Quand tu tappes la commande "du -ksh /*", tu verras l'occupation en espace disque de chaque sous-repertoire de /. Après, tu réitères en "descendant" dans l'arborescence pour tracer plus finement. En trouvant ainsi la branche de / qui a "explosé", tu pourras avoir un indice du processus en faute.

 *alpha_one_x86 wrote:*   

> 
> 
>  *Quote:*   Du coup, c'est peut être pas apache lui même qui est le maillon faible. 
> 
> Meme une simple commande "ls" rame, et pour que la generation de page passe de 0.4ms a + de 30s, c'est qu'il y a un probleme.

 

C'est le principe d'un système mis à genoux... Il ne faut pas confondre le symptôme et la cause. Mais je n'ai pas dit que ce n'était pas la faute d'apache non plus  :Wink: 

----------

## alpha_one_x86

/var c'est quoi? Moi j'ai pas un disk dur a ralonge, il me faut mon serveur + kde.

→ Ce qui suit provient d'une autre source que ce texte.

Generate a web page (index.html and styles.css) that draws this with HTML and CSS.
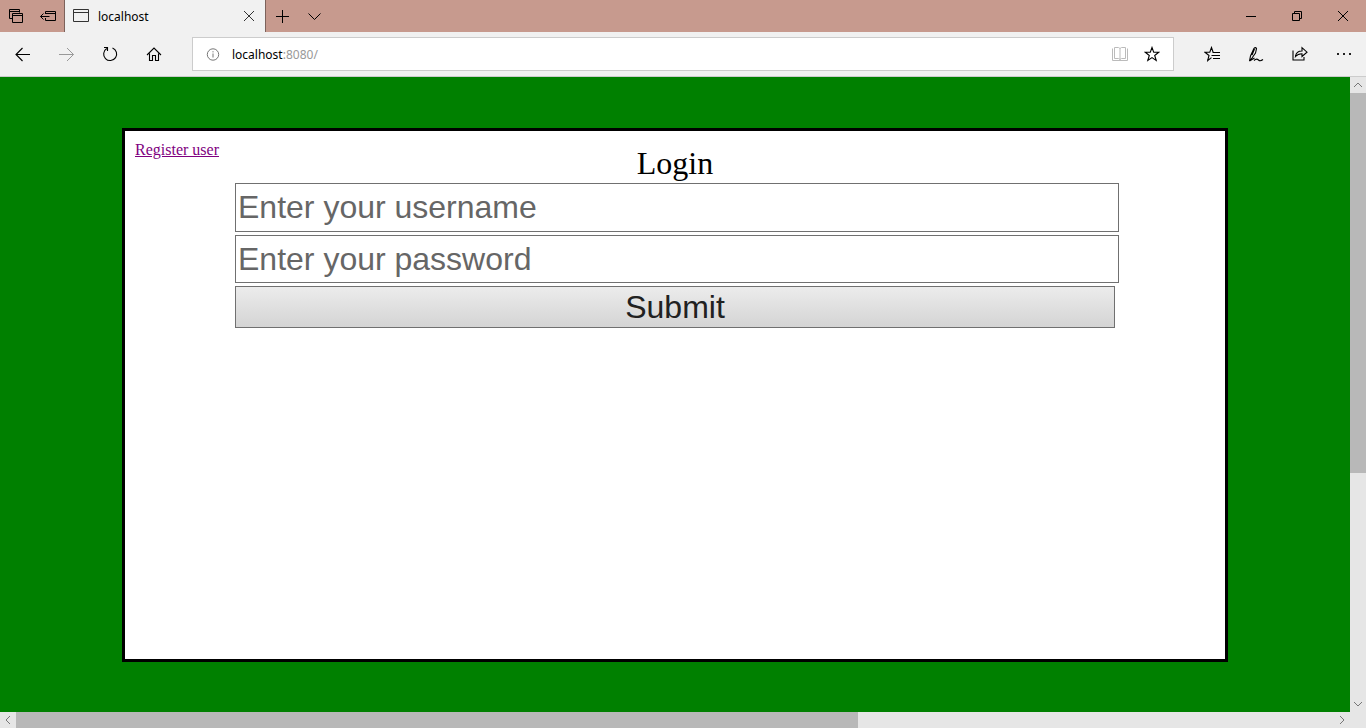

J'ai prevu 500Mo pour /var/www/locaolhost/htdocs, redimentionnner du reiserFS, c'est dangeureux?

----------

## PabOu

et avec un load à 8, c'est un peu normal que le système rame. tu devrais trouver quelle application bouffe autant de ressources systèmes. joue avec "top" et "ps aux" pour essayer de voir les applis gourmandes, et puis de les stopper pour voir si ca ne rame plus (et peut-être même que tu auras récupéré de l'espace disque une fois l'appli fautive stoppée)

----------

## alpha_one_x86

 *PabOu wrote:*   

> et avec un load à 8, c'est un peu normal que le système rame. tu devrais trouver quelle application bouffe autant de ressources systèmes. joue avec "top" et "ps aux" pour essayer de voir les applis gourmandes, et puis de les stopper pour voir si ca ne rame plus (et peut-être même que tu auras récupéré de l'espace disque une fois l'appli fautive stoppée)

 

Comment je fait que le cpu est a 0%? et que aucune appli ne bouffe le cpu?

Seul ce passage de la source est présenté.